Где‑то на самом краешке сознания жило воспоминание о том, что нужно продолжать молебен и что неудобно безмолвно стоять с залитым слезами лицом среди людей, но я ничего не мог с собой сделать. И тут до моего слуха донеслось рыдание – это плакали все собравшиеся в молитвенном доме. Никто ни одним словом не нарушил благоговейную тишину. Раздавались только всхлипывания людей. Многие опустились на колени. Я стоял с акафистом в руках. Казалось, Матерь Божия находится среди нас и так близко, что благодать Ее, подобно волнам Небесного блаженства, наполнила наши сердца, ставшие одним целым на это время.
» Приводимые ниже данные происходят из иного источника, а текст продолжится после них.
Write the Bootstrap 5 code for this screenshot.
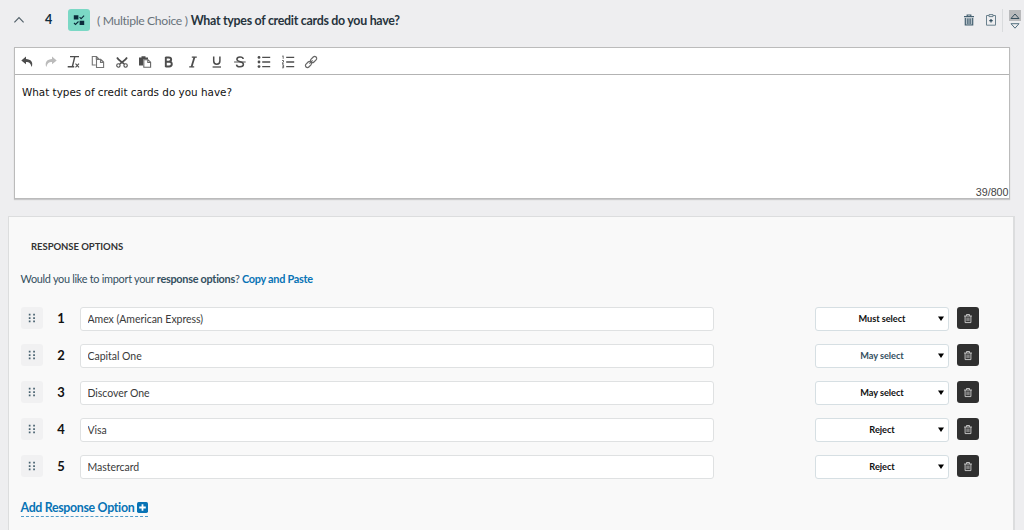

Тихо и незаметно пришло в душу успокоение. Я открыл глаза и робко посмотрел на молящихся. Все стояли с заплаканными глазами и мокрыми от слез лицами. Так, среди всхлипываний и тихого плача, мы закончили молебен. Все расходились молча, потрясенные удивительным и невыразимым переживанием, охватившим всех нас на молебне. Весь вечер я просидел с четками в руках в уединенной комнатке в доме пчеловода, время от времени снова начиная сладко рыдать, вспоминая нежное и ласковое прикосновение к сердцу благодати и милости Пресвятой Богородицы.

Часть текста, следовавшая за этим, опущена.